What does it mean to configure Apache Spark Ecosystem ?
There are some parameters like number of nodes in the cluster, number of cores in each node, memory availability at each node, number of threads that could be launched, deployment mode, extra java options, extra library path, mapper properties, reducer properties, etc., that are dependent on the cluster setup or user preferences. These parameters should be given control over, to the Apache Spark application user, to fit or configure Apache Spark ecosystem to the Spark application needs.
We shall learn the parameters available for configuration and what do they mean to the Apache Spark ecosystem.
Following are the three broad categories of parameters where you can setup the configuration for Apache Spark ecosystem.
- Spark Application Parameters
- Spark Environment Parameters
- Logging Parameters
Spark Application Parameters
These parameters effect only the behavior and working of Apache Spark application submitted by the user.
Following are the ways to setup Spark Application Parameters :
- Spark Application Parameters could be setup in the spark application itself using SparkConf object in the Driver program.
- They could also be set using Java system properties if you are programming in a language runnable on JVM.
- These parameters could also provided by the user when submitting the spark application in the command prompt using spark-submit command.
Spark Environment Parameters
These parameters effect the behavior and working and memory usage of nodes in the cluster.

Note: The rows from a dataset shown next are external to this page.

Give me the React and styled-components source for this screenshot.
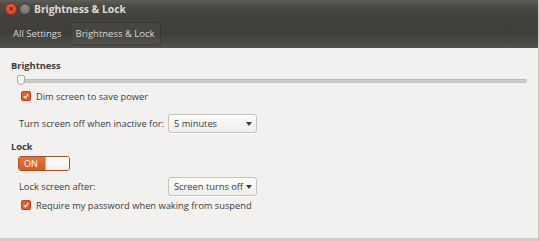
import React from 'react';
import styled, { createGlobalStyle } from 'styled-components';

const GlobalStyle = createGlobalStyle`
  html, body { margin: 0; padding: 0; background: #f2f1f0; }
  body { font-family: "Open Sans", "DejaVu Sans", sans-serif; }
`;

const Window = styled.div`
  width: 540px;
  height: 241px;
  display: flex;
  flex-direction: column;
  background: #f2f1f0;
  box-sizing: border-box;
  border-right: 2px solid #cfcdc9;
  border-bottom: 3px solid #cfcdc9;
  overflow: hidden;
`;

const Header = styled.div`
  height: 48px;
  background: linear-gradient(#5e5d58 0px, #4b4a45 6px, #42413c 16px, #403f3b 34px, #4f4e49 46px, #55544f 48px);
  display: flex;
  flex-direction: column;
`;

const TitleBar = styled.div`
  height: 18px;
  display: flex;
  align-items: center;
  padding-left: 5px;
  gap: 2px;
`;

const WinButton = styled.span`
  width: 10px;
  height: 10px;
  border-radius: 50%;
  background: ${p => p.close ? 'radial-gradient(circle at 50% 40%, #f0603a, #d5401e)' : 'radial-gradient(circle at 50% 40%, #8e8c86, #6c6a65)'};
  border: 1px solid ${p => p.close ? '#9c2d12' : '#3a3935'};
  display: flex;
  align-items: center;
  justify-content: center;
  color: #5a1405;
  font-size: 8px;
  line-height: 1;
  font-weight: bold;
`;

const Title = styled.span`
  margin-left: 1px;
  color: #dfdbd2;
  font-size: 10.3px;
  font-weight: bold;
`;

const Toolbar = styled.div`
  flex: 1;
  display: flex;
  align-items: center;
  padding: 0 4px 0 8px;
  gap: 3px;
`;

const ToolButton = styled.div`
  color: #dcd9d2;
  font-size: 9.5px;
  white-space: nowrap;
  padding: 4px ${p => p.active ? '5px' : '4px'};
  border-radius: 3px;
  border: 1px solid ${p => p.active ? 'rgba(0,0,0,0.22)' : 'transparent'};
  background: ${p => p.active ? 'rgba(255,255,255,0.03)' : 'transparent'};
`;

const Content = styled.div`
  flex: 1;
  padding: 11px 11px 0 11px;
  display: flex;
  flex-direction: column;
  color: #3c3c3c;
  font-size: 9.3px;
  white-space: nowrap;
`;

const SectionTitle = styled.div`
  font-weight: bold;
  font-size: 9.3px;
  color: #3c3c3c;
  line-height: 14px;
  margin-top: ${p => p.top || 0}px;
`;

const SliderRow = styled.div`
  position: relative;
  height: 14px;
  margin: 1px 0 0 6px;
  width: 510px;
`;

const Track = styled.div`
  position: absolute;
  left: 0;
  right: 0;
  top: 5px;
  height: 3px;
  border-radius: 2px;
  background: linear-gradient(#d3d1cd, #c2c0bb);
  border-top: 1px solid #bbb9b4;
`;

const Knob = styled.div`
  position: absolute;
  left: 0;
  top: 1px;
  width: 6px;
  height: 8px;
  background: #fbfbfa;
  border: 1px solid #a8a6a1;
  border-radius: 2px 2px 4px 4px;
`;

const CheckRow = styled.label`
  display: flex;
  align-items: center;
  gap: 5px;
  margin-left: 10px;
  margin-top: ${p => p.top || 0}px;
  height: 14px;
`;

const Check = styled.span`
  width: 8px;
  height: 8px;
  border-radius: 2px;
  background: #e4612f;
  border: 1px solid #b8451b;
  display: flex;
  align-items: center;
  justify-content: center;
`;

const FieldRow = styled.div`
  display: flex;
  align-items: center;
  margin-left: 8px;
  margin-top: ${p => p.top || 0}px;
  height: 21px;
`;

const FieldLabel = styled.span`
  width: 149px;
`;

const Combo = styled.div`
  width: 89px;
  height: 19px;
  box-sizing: border-box;
  display: flex;
  align-items: center;
  justify-content: space-between;
  padding: 0 4px 0 5px;
  border: 1px solid #c5c3be;
  border-radius: 3px;
  background: linear-gradient(#fdfdfc, #efeeec);
  box-shadow: 0 1px 0 rgba(255,255,255,0.8);
  color: #3c3c3c;
`;

const Arrow = styled.span`
  width: 0;
  height: 0;
  border-left: 3px solid transparent;
  border-right: 3px solid transparent;
  border-top: 4px solid #3c3c3c;
`;

const Switch = styled.div`
  margin: 2px 0 0 7px;
  width: 50px;
  height: 13px;
  display: flex;
  border: 1px solid #a4501f;
  border-radius: 3px;
  overflow: hidden;
`;

const SwitchOn = styled.span`
  width: 26px;
  background: linear-gradient(#e9703e, #d85a27);
  color: #fff;
  font-size: 9px;
  display: flex;
  align-items: center;
  padding-left: 5px;
  box-sizing: border-box;
`;

const SwitchKnob = styled.span`
  flex: 1;
  background: linear-gradient(#ffffff, #f0efed);
  border-left: 1px solid #b9b7b2;
`;

const CheckMark = () => (
  <svg width="6" height="6" viewBox="0 0 6 6">
    <path d="M0.8 3.2 L2.4 4.8 L5.2 1.2" stroke="#fff" strokeWidth="1.2" fill="none" />
  </svg>
);

const App = () => (
  <>
    <GlobalStyle />
    <Window>
      <Header>
        <TitleBar>
          <WinButton close>×</WinButton>
          <WinButton />
          <Title>Brightness &amp; Lock</Title>
        </TitleBar>
        <Toolbar>
          <ToolButton>All Settings</ToolButton>
          <ToolButton active>Brightness &amp; Lock</ToolButton>
        </Toolbar>
      </Header>
      <Content>
        <SectionTitle>Brightness</SectionTitle>
        <SliderRow>
          <Track />
          <Knob />
        </SliderRow>
        <CheckRow top={1}>
          <Check><CheckMark /></Check>
          Dim screen to save power
        </CheckRow>
        <FieldRow top={10}>
          <FieldLabel>Turn screen off when inactive for:</FieldLabel>
          <Combo>5 minutes<Arrow /></Combo>
        </FieldRow>
        <SectionTitle top={6}>Lock</SectionTitle>
        <Switch>
          <SwitchOn>ON</SwitchOn>
          <SwitchKnob />
        </Switch>
        <FieldRow top={5}>
          <FieldLabel>Lock screen after:</FieldLabel>
          <Combo>Screen turns off<Arrow /></Combo>
        </FieldRow>
        <CheckRow top={1}>
          <Check><CheckMark /></Check>
          Require my password when waking from suspend
        </CheckRow>
      </Content>
    </Window>
  </>
);

export default App;
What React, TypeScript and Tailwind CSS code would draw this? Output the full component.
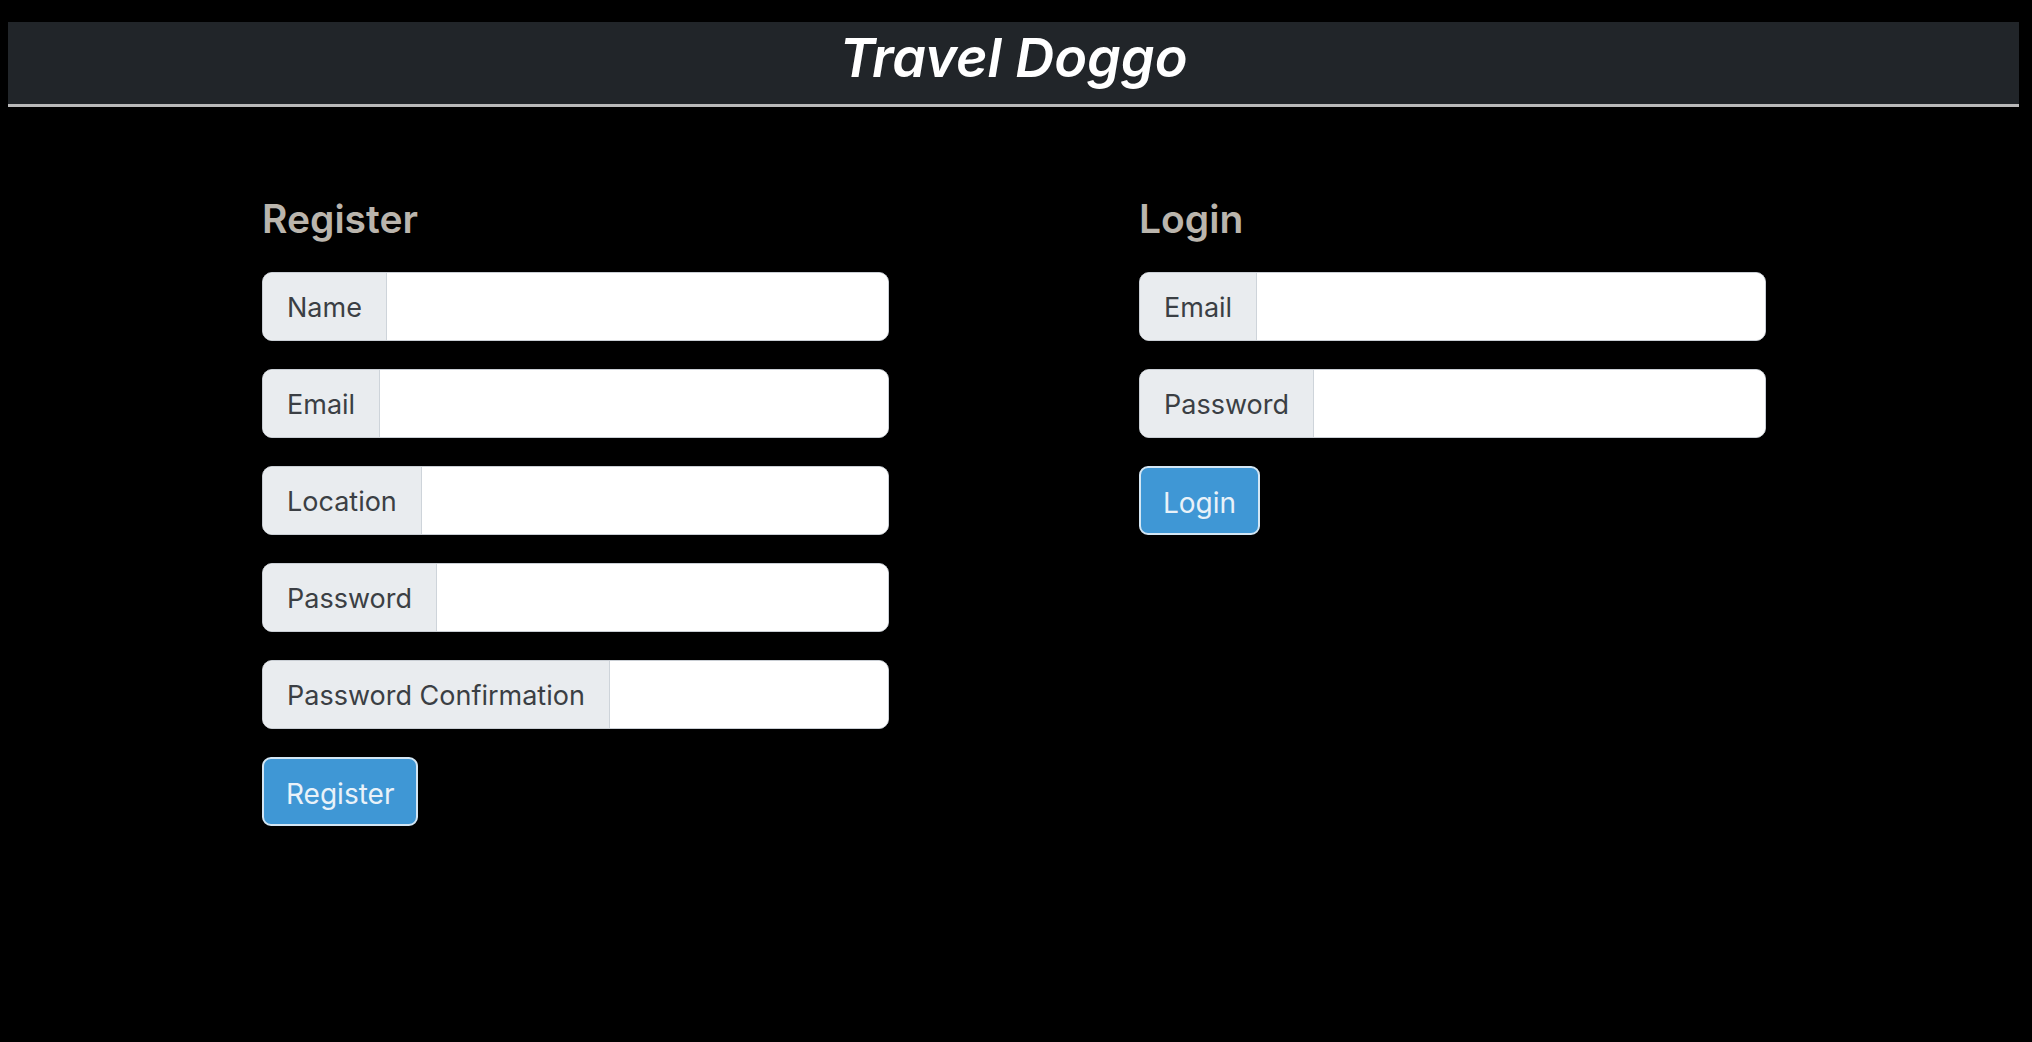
import React from "react";

const font = { fontFamily: "Inter, 'Liberation Sans', sans-serif" };

function Field({ label }: { label: string }) {
  return (
    <div className="flex h-[69px] w-full overflow-hidden rounded-[10px] border border-[#c9ced4] bg-white">
      <span className="flex items-center border-r border-[#ced4da] bg-[#e9ecef] px-[24px] pt-[4px] text-[27px] text-[#3b3f44]">
        {label}
      </span>
      <input className="min-w-0 flex-1 bg-white px-4 text-[27px] outline-none" />
    </div>
  );
}

function Submit({ children }: { children: React.ReactNode }) {
  return (
    <button className="h-[69px] self-start rounded-[9px] border-2 border-[#d3e6f4] bg-[#3f97d5] px-[22px] pt-[4px] text-[28px] text-[#e9f2f9]">
      {children}
    </button>
  );
}

export default function App() {
  return (
    <div className="min-h-[1042px] bg-black" style={font}>
      <header className="ml-[8px] mr-[13px] pt-[22px]">
        <div className="flex h-[85px] items-center justify-center border-b-[3px] border-[#b9b9b9] bg-[#212529] pb-[12px]">
          <h1 className="text-[54px] font-semibold italic text-white">
            Travel Doggo
          </h1>
        </div>
      </header>

      <main className="flex gap-[250px] pl-[262px] pt-[89px]">
        <section className="flex w-[627px] flex-col">
          <h2 className="mb-[30px] text-[39px] leading-[46px] font-semibold text-[#bab5ad]">
            Register
          </h2>
          <div className="flex flex-col gap-[28px]">
            <Field label="Name" />
            <Field label="Email" />
            <Field label="Location" />
            <Field label="Password" />
            <Field label="Password Confirmation" />
            <Submit>Register</Submit>
          </div>
        </section>

        <section className="flex w-[627px] flex-col">
          <h2 className="mb-[30px] text-[39px] leading-[46px] font-semibold text-[#bab5ad]">
            Login
          </h2>
          <div className="flex flex-col gap-[28px]">
            <Field label="Email" />
            <Field label="Password" />
            <Submit>Login</Submit>
          </div>
        </section>
      </main>
    </div>
  );
}
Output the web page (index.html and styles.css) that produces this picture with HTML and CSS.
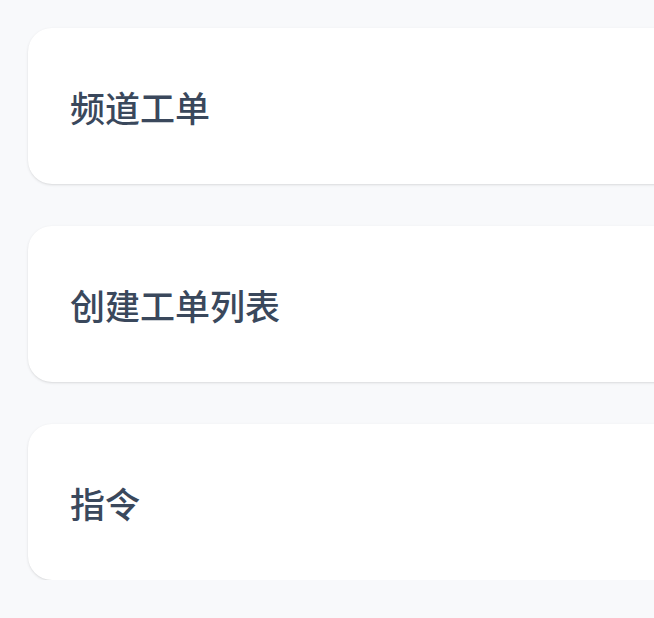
FILE: index.html
```html
<!DOCTYPE html>
<html lang="zh">
<head>
<meta charset="utf-8">
<link rel="stylesheet" href="styles.css">
</head>
<body>
<div class="list">
  <div class="card"><span class="title">频道工单</span></div>
  <div class="card"><span class="title">创建工单列表</span></div>
  <div class="card"><span class="title">指令</span></div>
</div>
</body>
</html>
```
FILE: styles.css
```css
html, body {
  margin: 0;
  padding: 0;
  overflow: hidden;
  background: #f8f9fb;
}
body {
  font-family: "Noto Sans CJK SC", "Noto Sans", sans-serif;
}
.list {
  display: flex;
  flex-direction: column;
  gap: 42px;
  padding: 28px 0 0 28px;
  width: 720px;
}
.card {
  height: 156px;
  box-sizing: border-box;
  background: #ffffff;
  border-radius: 24px;
  box-shadow: 0 1px 3px 0 rgba(0,0,0,0.1), 0 1px 2px -1px rgba(0,0,0,0.1);
  display: flex;
  align-items: center;
  padding-left: 42px;
}
.title {
  font-size: 35px;
  font-weight: 500;
  color: #3a485c;
  line-height: 1;
}
```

To configure each node in the spark cluster individually, environment parameters has to be setup in spark-env.sh shell script. The location of spark-env.sh is <apache-installation-directory>/conf/spark-env.sh . To configure a particular node in the cluster, spark-env.sh file in the node has to setup with the required parameters.
These parameters effect the logging behavior of the running Apache Spark Application.
To configure logging parameters, modify the log4j.properties file with the required values and place it in the location<apache-installation-directory>/conf/log4j.properties. This can be done at node level i.e., logging properties for each node could be setup by placing the log4j.properties in the node at the specified location.